Secondo le stime FMI, un taglio coordinato degli stimoli fiscali nelle principali economie indurrebbe sì uno shock deflattivo esteso, ma paradossalmente migliorerebbe gli squilibri con l’estero: ad esempio in Cina il taglio di 3 punti di PIL al budget governativo causerebbe una riduzione delle importazioni dall’estero per distruzione della domanda interna, che però verrebbe più che compensata dalla riduzione delle esportazioni verso altri Paesi come USA e Giappone, impegnati anch’essi in politiche di austerity.

In sostanza, è evidente l’enfasi del Fondo verso politiche fiscali prudenziali, che però appare non aggiornata con il quadro macroeconomico globale che sta emergendo nelle ultime settimane: la ripresa sperata per la seconda metà del 2019 sembra allontanarsi, mentre peggiorano sensibilmente gli indicatori sull’attività manifatturiera nelle principali economie esportatrici. Inoltre, non si può fare a meno di evidenziare che questa austerity globale cozza con la prospettiva attuale di una rapida discesa dei tassi di interesse nelle principali aree valutarie - anche a livelli fortemente negativi – e di una loro persistenza a livelli bassi per un periodo lungo.

Come ha evidenziato correttamente l’ex capo economista FMI Blanchard, in un contesto dove i tassi di interesse sono previsti a lungo termine intorno allo 0%, la politica monetaria ha degli spazi di manovra molto limitati e la politica fiscale deve essere a supporto della crescita economica. Soprattutto se il costoopportunità connesso all’emissione di nuovo debito – anche per economie fortemente indebitate – si riduce notevolmente.

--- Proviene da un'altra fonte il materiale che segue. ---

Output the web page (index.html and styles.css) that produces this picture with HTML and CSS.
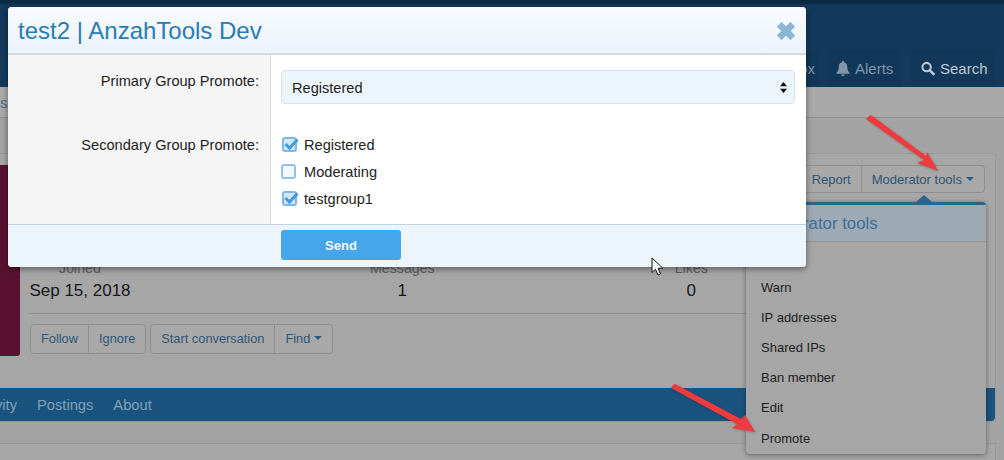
FILE: index.html
```html
<!DOCTYPE html>
<html lang="en">
<head>
<meta charset="utf-8">
<title>test2 | AnzahTools Dev</title>
<link rel="stylesheet" href="styles.css">
</head>
<body>
<div class="page">
  <header class="site-header">
    <nav class="top-nav">
      <a class="top-tab inbox">Inbox</a>
      <a class="top-tab alerts">
        <svg class="nav-icon" viewBox="0 0 14 16"><path d="M7 0c.8 0 1.2.5 1.2 1.2C10.600 1.800 11.500 3.700 11.500 6c0 3.500 1 4.800 2.500 6.500v1H0v-1C1.500 10.800 2.500 9.500 2.500 6c0-2.300.9-4.200 3.300-4.800C5.800.5 6.200 0 7 0zM5.200 14.300h3.600C8.700 15.300 8 16 7 16s-1.700-.7-1.800-1.700z"/></svg>
        Alerts</a>
      <a class="top-tab search">
        <svg class="nav-icon" viewBox="0 0 15 15"><circle cx="6" cy="6" r="4.500" fill="none" stroke="currentColor" stroke-width="2.200"/><path d="M9.500 9.500L13.500 13.500" stroke="currentColor" stroke-width="2.800" stroke-linecap="round"/></svg>
        Search</a>
    </nav>
  </header>
  <div class="sub-nav"><span>s</span></div>

  <main class="profile-wrap">
    <section class="profile-card">
      <div class="profile-row">
        <div class="avatar"></div>
        <div class="profile-info">
          <div class="toolbar">
            <div class="btn-group">
              <a class="btn">Report</a>
              <a class="btn">Moderator tools<i class="caret"></i></a>
            </div>
          </div>
          <div class="stats">
            <div class="stat stat-joined"><span class="stat-label">Joined</span><span class="stat-value">Sep 15, 2018</span></div>
            <div class="stat"><span class="stat-label">Messages</span><span class="stat-value">1</span></div>
            <div class="stat"><span class="stat-label">Likes</span><span class="stat-value">0</span></div>
          </div>
          <div class="actions">
            <div class="btn-group">
              <a class="btn">Follow</a>
              <a class="btn">Ignore</a>
            </div>
            <div class="btn-group">
              <a class="btn">Start conversation</a>
              <a class="btn">Find<i class="caret"></i></a>
            </div>
          </div>
        </div>
      </div>
      <nav class="tabs-bar">
        <a class="tab tab-cut">Activity</a>
        <a class="tab">Postings</a>
        <a class="tab">About</a>
      </nav>
    </section>
    <section class="lower-card"></section>
  </main>

  <div class="mod-menu">
    <i class="menu-notch"></i>
    <h3 class="menu-title">Moderator tools</h3>
    <ul class="menu-list">
      <li>Spam</li>
      <li>Warn</li>
      <li>IP addresses</li>
      <li>Shared IPs</li>
      <li>Ban member</li>
      <li>Edit</li>
      <li>Promote</li>
    </ul>
  </div>

  <svg class="arrow arrow-one" viewBox="0 0 80 60"><path d="M2.500 1.500L5 0 60 41 61 37 72 56 51 48 58 45 0 4z"/></svg>
  <svg class="arrow arrow-two" viewBox="0 0 90 52"><path d="M2 1L4 0 70 35 74 31 84 48 61 44 66 40 0 4z"/></svg>

  <div class="modal" role="dialog">
    <div class="modal-head">
      <h2 class="modal-title">test2 | AnzahTools Dev</h2>
      <svg class="modal-close" viewBox="0 0 18 18"><path d="M1.500 5L5 1.500 9 5.500 13 1.500 16.500 5 12.500 9 16.500 13 13 16.500 9 12.500 5 16.500 1.500 13 5.500 9z" stroke="#8db6d6" stroke-width="1" stroke-linejoin="round"/></svg>
    </div>
    <div class="modal-body">
      <div class="form-row row-select">
        <label class="form-label">Primary Group Promote:</label>
        <div class="form-field">
          <div class="select">
            <span>Registered</span>
            <svg class="select-arrows" viewBox="0 0 7 11"><path d="M3.500 0L7 4.300H0zM3.500 11L0 6.700H7z"/></svg>
          </div>
        </div>
      </div>
      <div class="form-row row-checks">
        <label class="form-label">Secondary Group Promote:</label>
        <div class="form-field checks">
          <div class="check-row">
            <span class="check on"><svg viewBox="0 0 18 16"><path d="M3.500 7L7.500 11 15.500 2.500" /></svg></span>Registered
          </div>
          <div class="check-row"><span class="check"></span>Moderating</div>
          <div class="check-row">
            <span class="check on"><svg viewBox="0 0 18 16"><path d="M3.500 7L7.500 11 15.500 2.500" /></svg></span>testgroup1
          </div>
        </div>
      </div>
    </div>
    <div class="modal-foot"><button class="send">Send</button></div>
  </div>

  <svg class="cursor" viewBox="0 0 13 19"><path d="M1 1V15.500L4.500 12.200 7 18 9.500 17 7 11.200H11.800z" fill="#fff" stroke="#111" stroke-width="1"/></svg>
</div>
</body>
</html>
```

FILE: styles.css
```css
* { box-sizing: border-box; }
html, body { margin: 0; height: 100%; }
body {
  background: #a3a3a3;
  font-family: "Liberation Sans", Arial, sans-serif;
  font-size: 13px;
  color: #1d1d1d;
  overflow: hidden;
}
.page { position: relative; width: 1004px; height: 460px; overflow: hidden; }

.site-header {
  height: 87px;
  background: linear-gradient(#0a2a44 0, #0a2a44 3px, #13395c 5px, #133a5d 100%);
  display: flex;
  justify-content: flex-end;
  align-items: flex-end;
  padding-right: 9px;
}
.top-nav { display: flex; height: 37px; gap: 9px; }
.top-tab {
  display: flex;
  align-items: center;
  gap: 5px;
  font-size: 15px;
  background: #113759;
  color: #7f96aa;
}
.inbox { padding: 0 4px 0 8px; width: 60px; justify-content: flex-end; }
.alerts { padding: 0 10px 0 9px; width: 75px; margin-left: -1px; }
.search { padding: 0 8px 0 10px; width: 84px; color: #bccad6; }
.nav-icon { width: 14px; height: 15px; fill: currentColor; flex: none; }

.sub-nav {
  height: 31px;
  border-bottom: 1px solid #8e8e8e;
  font-size: 15px;
  line-height: 31px;
  color: #4d6d86;
  background: #a9a9a9;
}

.profile-wrap { padding: 35px 8px 0 0; }
.profile-card {
  border: 1px solid #999;
  border-left: 0;
  border-radius: 0 4px 0 0;
  background: #a6a6a6;
  padding-top: 11px;
}
.profile-row { display: flex; height: 224px; }
.avatar {
  width: 20px;
  height: 191px;
  background: #58122f;
  border-radius: 0 3px 3px 0;
  flex: none;
}
.profile-info {
  flex: 1;
  padding-left: 10px;
  padding-right: 10px;
  display: flex;
  flex-direction: column;
}
.toolbar { display: flex; justify-content: flex-end; height: 95px; }
.toolbar .btn-group { height: 28px; }
.btn-group {
  display: flex;
  height: 30px;
  border: 1px solid #8f8f8f;
  border-radius: 4px;
  background: #a8a8a8;
}
.btn {
  display: flex;
  align-items: center;
  gap: 4px;
  padding: 0 10px;
  color: #2f5675;
  white-space: nowrap;
  border-left: 1px solid #8f8f8f;
}
.actions .btn { padding-bottom: 2px; font-size: 12.800px; }
.btn:first-child { border-left: 0; }
.caret {
  display: inline-block;
  width: 0;
  height: 0;
  border: 4px solid transparent;
  border-top: 4px solid #2a5d86;
  border-bottom: 0;
}
.stats {
  display: flex;
  gap: 240px;
  height: 53px;
  padding-right: 220px;
}
.stat { display: flex; flex-direction: column; align-items: center; }
.stat-label { font-size: 14.200px; line-height: 17px; color: #5f5f5f; }
.stat-value { font-size: 17px; line-height: 24px; margin-top: 2px; color: #161616; white-space: nowrap; }
.stat-joined { width: 100px; }
.actions {
  display: flex;
  gap: 4px;
  border-top: 1px solid #8f8f8f;
  padding-top: 10px;
  margin-right: 200px;
}
.tabs-bar {
  height: 33px;
  background: #19537e;
  border-radius: 0 0 4px 0;
  display: flex;
  align-items: center;
  gap: 20px;
  margin-top: -1px;
}
.tab { font-size: 14.700px; color: #7fa2bd; }
.tab-cut { width: 17px; overflow: hidden; direction: rtl; white-space: nowrap; }
.lower-card {
  margin-top: 21px;
  height: 40px;
  border: 1px solid #999;
  border-left: 0;
  background: #a6a6a6;
}

.mod-menu {
  position: absolute;
  left: 746px;
  top: 202px;
  width: 240px;
  height: 252px;
  background: #a6a6a6;
  border-top: 3px solid #2a658f;
  border-radius: 4px;
  box-shadow: 0 1px 5px rgba(0,0,0,.4);
}
.menu-notch {
  position: absolute;
  left: 170px;
  top: -10px;
  border: 8px solid transparent;
  border-top: 0;
  border-bottom: 7px solid #2a658f;
}
.menu-title {
  margin: 0;
  height: 37px;
  padding-left: 15px;
  font-size: 16.800px;
  font-weight: 400;
  line-height: 38px;
  color: #3a6f99;
  background: #9eaab3;
  border-bottom: 1px solid #939393;
}
.menu-list { list-style: none; margin: 0; padding: 1px 0 0; }
.menu-list li {
  height: 30.100px;
  line-height: 30px;
  padding-left: 15px;
  color: #1d1d1d;
}

.arrow { position: absolute; fill: #ef3b3e; filter: drop-shadow(1px 1px 1px rgba(0,0,0,.25)); }
.arrow-one { left: 866px; top: 115px; width: 80px; height: 60px; }
.arrow-two { left: 671px; top: 384px; width: 90px; height: 52px; }
.cursor { position: absolute; left: 651px; top: 257px; width: 13px; height: 19px; }

.modal {
  position: absolute;
  left: 8px;
  top: 7px;
  width: 798px;
  height: 260px;
  border-radius: 4px;
  background: #fff;
  overflow: hidden;
  box-shadow: 0 2px 6px rgba(0,0,0,.45);
  display: flex;
  flex-direction: column;
}
.modal-head {
  height: 48px;
  flex: none;
  background: linear-gradient(#f8fbfe, #eaf3fb);
  border-bottom: 2px solid #d8d8d8;
  display: flex;
  align-items: center;
  justify-content: space-between;
  padding: 2px 10px 0 10px;
}
.modal-title { margin: 0; font-size: 24px; font-weight: 400; color: #2a7bb1; }
.modal-close { width: 20px; height: 20px; fill: #8db6d6; }
.modal-body { flex: 1; border-bottom: 1px solid #c3d2e0; display: flex; flex-direction: column; background: linear-gradient(90deg, #f5f5f5 262px, #dcdcdc 262px, #dcdcdc 263px, #fff 263px); }
.form-row { display: flex; font-size: 14.600px; }
.form-label { width: 251px; text-align: right; flex: none; color: #1d1d1d; }
.form-field { margin-left: 22px; width: 514px; }
.row-select { height: 74px; padding-top: 15px; }
.row-select .form-label { line-height: 22px; }
.row-checks { flex: 1; }
.row-checks .form-label { line-height: 16px; padding-top: 8px; }
.select {
  height: 34px;
  background: #edf5fc;
  border: 1px solid #d6e2ec;
  border-radius: 4px;
  display: flex;
  align-items: center;
  justify-content: space-between;
  padding: 1px 7px 0 10px;
}
.select-arrows { width: 7px; height: 11px; fill: #111; }
.checks { display: flex; flex-direction: column; padding-top: 2px; }
.check-row { display: flex; align-items: center; height: 27px; gap: 8px; }
.check {
  position: relative;
  width: 15px;
  height: 15px;
  border: 2px solid #8fc3ec;
  border-radius: 3px;
  background: #f2f8fd;
  flex: none;
}
.check.on { background: #d3e7f7; border-color: #7cb8e8; margin-left: 1px; margin-right: -1px; }
.check svg { position: absolute; left: -2px; top: -2px; width: 18px; height: 16px; }
.check svg path { fill: none; stroke: #3f9ae2; stroke-width: 3; }
.modal-foot {
  height: 42px;
  flex: none;
  background: #edf5fc;
  padding: 5px 0 0 273px;
}
.send {
  display: block;
  width: 120px;
  height: 30px;
  border: 0;
  border-radius: 3px;
  background: #46a6ea;
  color: #f1f8fe;
  font-family: inherit;
  font-size: 13px;
  font-weight: 700;
}
```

Naturalmente le risorse raccolte dovrebbero essere destinate obbligatoriamente ad una robusta ripresa degli investimenti in infrastrutture e beni capitali; un fattore di riequilibrio che possa favorire la ripresa della domanda interna e che continua a mancare proprio nei Paesi a forte vocazione manifatturiera (Italia, Germania o Giappone), dove gli investimenti stagnano da troppi anni. Stavolta non deve essere l’austerity la risposta alla crisi.